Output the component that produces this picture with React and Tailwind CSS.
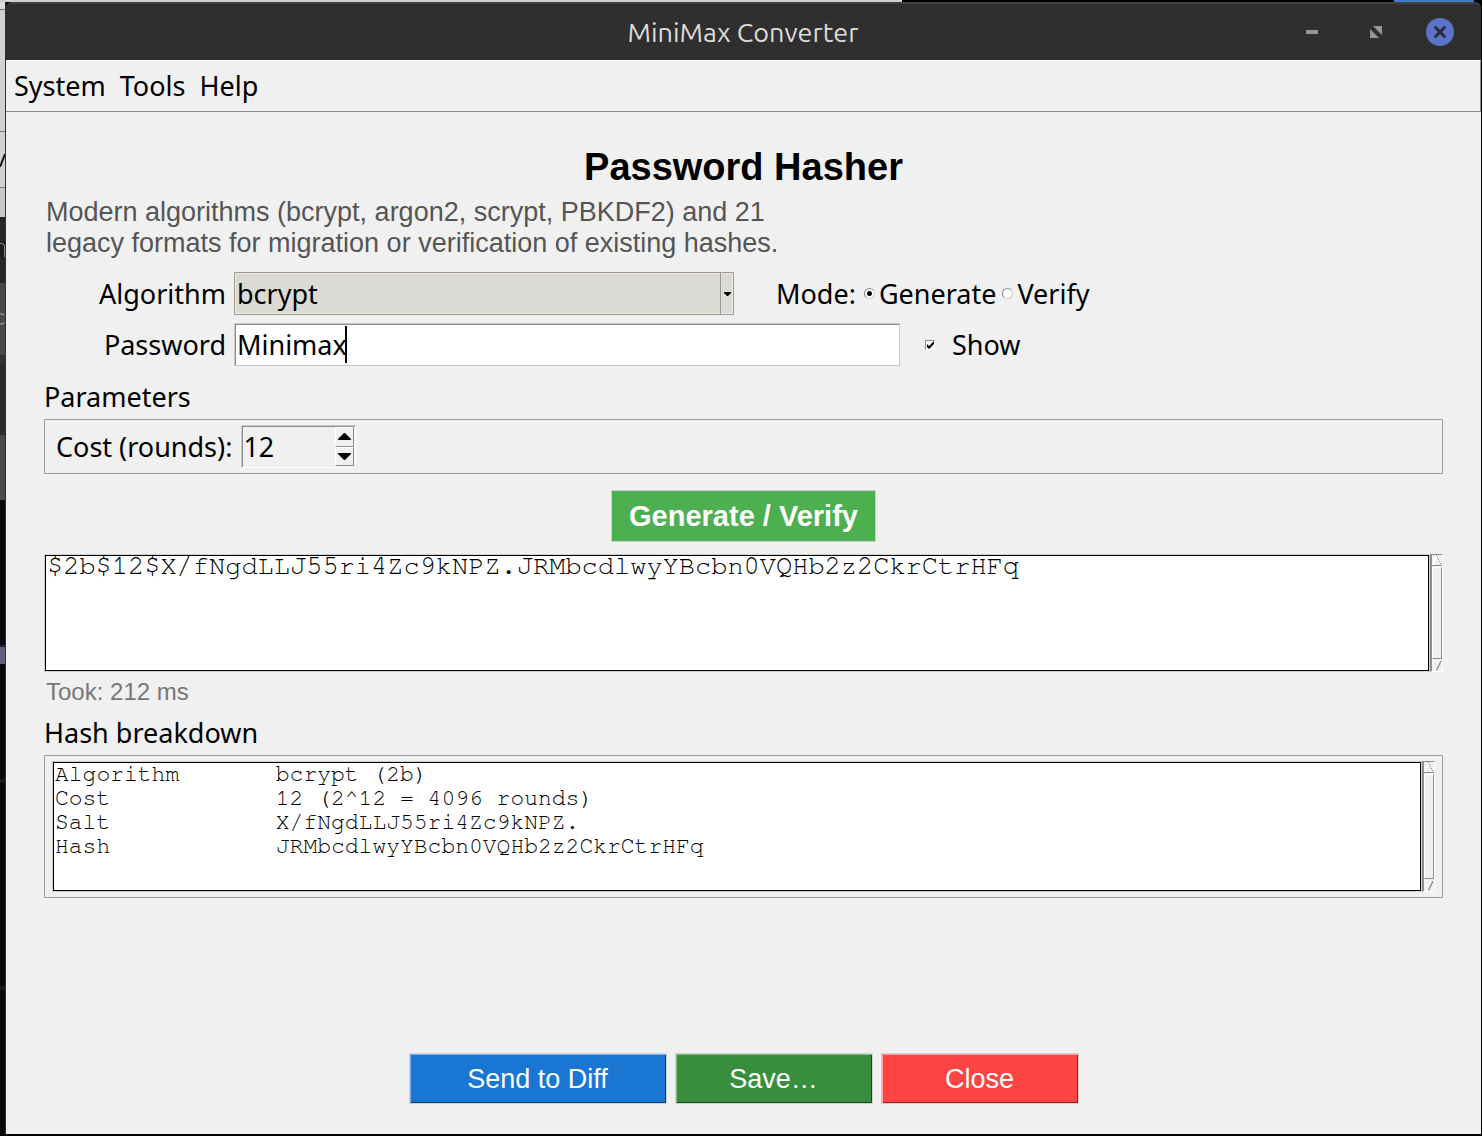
import React, { useState } from "react";

const HASH = "$2b$12$X/fNgdLLJ55ri4Zc9kNPZ.JRMbcdlwyYBcbn0VQHb2z2CkrCtrHFq";

const BREAKDOWN = [
  ["Algorithm", "bcrypt (2b)"],
  ["Cost", "12 (2^12 = 4096 rounds)"],
  ["Salt", "X/fNgdLLJ55ri4Zc9kNPZ."],
  ["Hash", "JRMbcdlwyYBcbn0VQHb2z2CkrCtrHFq"],
]
  .map(([key, value]) => key.padEnd(16) + value)
  .join("\n");

const DesktopTop = () => (
  <div className="flex h-[2px] shrink-0 pr-2" aria-hidden="true">
    <div className="w-[61.2%] bg-[#cfcfcf]" />
    <div className="flex-1" />
    <div className="w-20 bg-[#3f7cc4]" />
  </div>
);

// Slice of the windows that lie behind this one
const DesktopLeft = () => (
  <div
    className="flex w-[6px] shrink-0 flex-col border-r border-[#3a3a3a]/80 bg-[#08080d]"
    aria-hidden="true"
  >
    <div className="h-2 border-b border-[#777] bg-[#dcdcdc]" />
    <div className="h-[122px] border-b border-[#777] bg-[#d2d2d2]" />
    <div className="flex h-[56px] items-center border-b border-[#777] bg-[#d2d2d2]">
      <svg className="h-4 w-[5px]" viewBox="0 0 5 16">
        <path d="M0 15L5 2" stroke="#111" strokeWidth="2" />
      </svg>
    </div>
    <div className="h-[29px] bg-[#c8c8c8]" />
    <div className="h-[26px] bg-[#262626]" />
    <div className="h-[14px] rounded-tr border-t border-r border-[#888] bg-[#1d1d1d]" />
    <div className="h-[26px] bg-[#262626]" />
    <div className="flex h-[72px] items-center bg-[#484848]">
      <svg className="h-3 w-[5px]" viewBox="0 0 5 12">
        <path d="M0 1h2q2 0 2 2M0 11h2q2 0 2-2" fill="none" stroke="#aaa" />
      </svg>
    </div>
    <div className="h-[9px] bg-[#333]" />
    <div className="h-[71px] bg-[#2c2c2c]" />
    <div className="h-[65px] bg-[#4a4a4a]" />
    <div className="h-[145px]" />
    <div className="h-[19px] border-t-2 border-[#222230] bg-[#5f5f78]" />
    <div className="h-[115px]" />
    <div className="h-1 bg-[#1b1b1f]" />
    <div className="h-[203px]" />
    <div className="h-1 bg-[#1b1b1f]" />
    <div className="flex-1" />
  </div>
);

const TitleBar = () => (
  <header className="flex h-[58px] shrink-0 items-center rounded-t-md border-t-2 border-[#404040] bg-[#2f2f2f] pr-[27px] pl-[182px]">
    <h1 className="flex-1 text-center font-[Ubuntu,'Noto_Sans',sans-serif] text-[27px] leading-8 text-[#dedbd8]">
      MiniMax Converter
    </h1>
    <div className="flex gap-9">
      <button className="grid size-7 place-items-center" aria-label="Minimize">
        <svg className="h-3 w-3" viewBox="0 0 12 12">
          <path d="M0 4h12v4H0z" fill="#969799" />
        </svg>
      </button>
      <button className="grid size-7 place-items-center" aria-label="Restore">
        <svg className="h-3 w-3" viewBox="0 0 12 12">
          <path d="M3 0h9v9zM0 3l9 9H0z" fill="#969799" />
        </svg>
      </button>
      <button
        className="grid size-7 place-items-center rounded-full bg-[#5b73c8]"
        aria-label="Close window"
      >
        <svg className="h-3 w-3" viewBox="0 0 12 12">
          <path
            d="M1.5 1.5l9 9M10.5 1.5l-9 9"
            stroke="#2b2d38"
            strokeWidth="3"
            strokeLinecap="round"
          />
        </svg>
      </button>
    </div>
  </header>
);

const MenuBar = () => (
  <nav className="flex h-[52px] shrink-0 items-center gap-[14px] border-t border-r border-b border-t-white border-r-[#8c8c8c] border-b-[#8c8c8c] pl-2">
    <button>System</button>
    <button>Tools</button>
    <button>Help</button>
  </nav>
);

const ScrollBar = () => (
  <div
    className="flex w-[13px] shrink-0 flex-col gap-px border-t border-r border-b border-l-2 border-t-[#8c8c8c] border-r-white border-b-white border-l-[#8c8c8c] bg-[#efefef]"
    aria-hidden="true"
  >
    <svg className="h-[11px] w-full shrink-0" viewBox="0 0 10 11">
      <path d="M0.5 10L4.5 0.5" stroke="#fff" strokeWidth="2" />
      <path d="M4.5 0v2M5.5 2v2M6.5 4v2M7.5 6v2M8.5 8v2" stroke="#8c8c8c" strokeDasharray="1 1" />
      <path d="M0 10.5h10" stroke="#8c8c8c" />
    </svg>
    <div className="flex-1 border-t border-r border-b border-l border-t-white border-r-[#8c8c8c] border-b-[#8c8c8c] border-l-white" />
    <svg className="h-[11px] w-full shrink-0" viewBox="0 0 10 11">
      <path d="M0 0.5h9M0.5 1L4.5 10" stroke="#fff" strokeDasharray="1 1" />
      <path d="M9 1L4.5 10.5" stroke="#8c8c8c" strokeWidth="1.3" />
    </svg>
  </div>
);

const ModeRadio = ({ label, checked, onChange }) => (
  <label className="flex items-center gap-1">
    <input
      type="radio"
      name="mode"
      checked={checked}
      onChange={onChange}
      className="size-[11px] appearance-none rounded-full border border-t-[#8c8c8c] border-r-[#d4d0c8] border-b-[#d4d0c8] border-l-[#8c8c8c] bg-white checked:bg-[radial-gradient(circle,#000_2px,#fff_3px)]"
    />
    {label}
  </label>
);

const App = () => {
  const [algorithm, setAlgorithm] = useState("bcrypt");
  const [mode, setMode] = useState("Generate");
  const [password, setPassword] = useState("Minimax");
  const [show, setShow] = useState(true);
  const [cost, setCost] = useState(12);

  return (
    <div className="flex min-h-screen flex-col bg-black font-['Noto_Sans',sans-serif] text-[27px] leading-9 text-black">
      <DesktopTop />
      <div className="flex flex-1 pr-px pb-[2px]">
        <DesktopLeft />
        <div className="flex min-w-0 flex-1 flex-col">
          <TitleBar />
          <div className="flex flex-1 flex-col bg-[#f0f0f0]">
            <MenuBar />
            <main className="flex flex-1 flex-col px-[38px] pt-8 pb-[30px]">
              <h2 className="text-center font-['Liberation_Sans',sans-serif] text-[38px] leading-[46px] font-bold">
                Password Hasher
              </h2>
              <p className="mt-[7px] px-[2px] font-['Liberation_Sans',sans-serif] text-[27px] leading-[31px] text-[#555]">
                Modern algorithms (bcrypt, argon2, scrypt, PBKDF2) and 21
                <br />
                legacy formats for migration or verification of existing hashes.
              </p>

              <div className="mt-[13px] flex items-center">
                <label htmlFor="algorithm" className="w-[190px] pr-2 text-right">
                  Algorithm
                </label>
                <div className="relative w-[500px]">
                  <select
                    id="algorithm"
                    value={algorithm}
                    onChange={(e) => setAlgorithm(e.target.value)}
                    className="block h-[43px] w-full appearance-none rounded-[1px] border border-[#9e9a91] bg-[#dcdad5] pl-[2px] shadow-[inset_0_0_0_1px_#eeebe7]"
                  >
                    <option>bcrypt</option>
                    <option>argon2</option>
                    <option>scrypt</option>
                    <option>PBKDF2</option>
                  </select>
                  <div className="pointer-events-none absolute inset-y-px right-px grid w-[13px] place-items-center border-l border-[#9e9a91]">
                    <svg className="h-1 w-[7px]" viewBox="0 0 7 4">
                      <path d="M0 0h7v1L4 4H3L0 1z" />
                    </svg>
                  </div>
                </div>
                <div className="ml-[42px] flex items-center gap-[6px]">
                  <span className="pr-[2px]">Mode:</span>
                  <ModeRadio
                    label="Generate"
                    checked={mode === "Generate"}
                    onChange={() => setMode("Generate")}
                  />
                  <ModeRadio
                    label="Verify"
                    checked={mode === "Verify"}
                    onChange={() => setMode("Verify")}
                  />
                </div>
              </div>

              <div className="mt-2 flex items-center">
                <label htmlFor="password" className="w-[190px] pr-2 text-right">
                  Password
                </label>
                <div className="relative w-[666px]">
                  <input
                    id="password"
                    type={show ? "text" : "password"}
                    value={password}
                    onChange={(e) => setPassword(e.target.value)}
                    className="block h-[43px] w-full border border-[#c8c8c8] bg-white pl-[2px] caret-transparent shadow-[inset_1px_1px_0_#8c8c8c] outline-none"
                  />
                  <span className="pointer-events-none absolute top-[3px] left-[111px] h-[37px] w-[2px] bg-black" />
                </div>
                <label className="ml-[25px] flex items-center gap-[17px]">
                  <span className="relative block size-[10px]">
                    <input
                      type="checkbox"
                      checked={show}
                      onChange={(e) => setShow(e.target.checked)}
                      className="block size-[10px] appearance-none border border-t-[#8c8c8c] border-r-white border-b-white border-l-[#8c8c8c] bg-[#f8f8f8]"
                    />
                    {show && (
                      <svg className="pointer-events-none absolute inset-0" viewBox="0 0 10 10">
                        <path d="M2 4v3l2 2 5-5V1L4 6z" />
                      </svg>
                    )}
                  </span>
                  Show
                </label>
              </div>

              <section>
                <h3 className="mt-[13px]">Parameters</h3>
                <div className="mt-1 flex h-[55px] items-center rounded-[1px] border border-[#9e9a91] pl-[11px]">
                  <label htmlFor="cost" className="pr-[9px]">
                    Cost (rounds):
                  </label>
                  <div className="flex h-[43px] w-[115px] border border-[#c8c8c8] border-r-white border-b-white p-px shadow-[inset_1px_1px_0_#8c8c8c]">
                    <input
                      id="cost"
                      type="text"
                      inputMode="numeric"
                      value={cost}
                      onChange={(e) => setCost(Number(e.target.value) || 0)}
                      className="min-w-0 flex-1 bg-transparent outline-none"
                    />
                    <div className="flex w-[19px] flex-col">
                      <button
                        className="grid flex-1 place-items-center border border-t-white border-r-[#8c8c8c] border-b-[#8c8c8c] border-l-white"
                        aria-label="Increase cost"
                        onClick={() => setCost(cost + 1)}
                      >
                        <svg className="h-[7px] w-[13px]" viewBox="0 0 13 7">
                          <path d="M6 0h1l6 6v1H0V6z" />
                        </svg>
                      </button>
                      <button
                        className="grid flex-1 place-items-center border border-t-white border-r-[#8c8c8c] border-b-[#8c8c8c] border-l-white"
                        aria-label="Decrease cost"
                        onClick={() => setCost(cost - 1)}
                      >
                        <svg className="h-[7px] w-[13px]" viewBox="0 0 13 7">
                          <path d="M0 0h13v1L7 7H6L0 1z" />
                        </svg>
                      </button>
                    </div>
                  </div>
                </div>
              </section>

              <button className="mt-4 h-[52px] w-[265px] self-center border border-[#d0d0d0] bg-[#4caf50] font-['Liberation_Sans',sans-serif] text-[29px] font-bold text-white">
                Generate / Verify
              </button>

              <div className="mt-3 flex h-[118px]">
                <div className="min-w-0 flex-1 border border-[#d0d0d0]">
                  <textarea
                    readOnly
                    aria-label="Hash"
                    value={HASH}
                    className="block size-full resize-none overflow-hidden border border-black bg-white px-px font-['Nimbus_Mono_PS','Courier_10_Pitch',FreeMono,'Liberation_Mono',monospace] text-[27px] leading-5 outline-none"
                  />
                </div>
                <ScrollBar />
              </div>
              <p className="mt-1 px-[2px] font-['Liberation_Sans',sans-serif] text-[24px] leading-8 text-[#777]">
                Took: 212 ms
              </p>

              <section>
                <h3 className="mt-[7px]">Hash breakdown</h3>
                <div className="mt-1 flex h-[143px] rounded-[1px] border border-[#9e9a91] px-[7px] py-[5px]">
                  <div className="min-w-0 flex-1 border border-[#d0d0d0]">
                    <textarea
                      readOnly
                      aria-label="Hash breakdown"
                      value={BREAKDOWN}
                      className="block size-full resize-none overflow-hidden border border-black bg-white px-px font-['Nimbus_Mono_PS','Courier_10_Pitch',FreeMono,'Liberation_Mono',monospace] text-[23px] leading-6 outline-none"
                    />
                  </div>
                  <ScrollBar />
                </div>
              </section>

              <footer className="mt-auto flex justify-center gap-2 pt-8 font-['Liberation_Sans',sans-serif] text-[27px] text-white">
                <button className="h-[51px] w-[258px] border border-[#d0d0d0] bg-[#1976d2] shadow-[inset_1px_1px_0_#7fb2ee,inset_-1px_-1px_0_#0d3c6b]">
                  Send to Diff
                </button>
                <button className="h-[51px] w-[198px] border border-[#d0d0d0] bg-[#388e3c] shadow-[inset_1px_1px_0_#7fc283,inset_-1px_-1px_0_#1c471e]">
                  Save…
                </button>
                <button className="h-[51px] w-[198px] border border-[#d0d0d0] bg-[#ff4444] shadow-[inset_1px_1px_0_#ff9c9c,inset_-1px_-1px_0_#8f2424]">
                  Close
                </button>
              </footer>
            </main>
          </div>
        </div>
      </div>
    </div>
  );
};

export default App;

## Task instructions
How many of the lines above include the string "this"? Reply with the number by itself.

## Task solution
2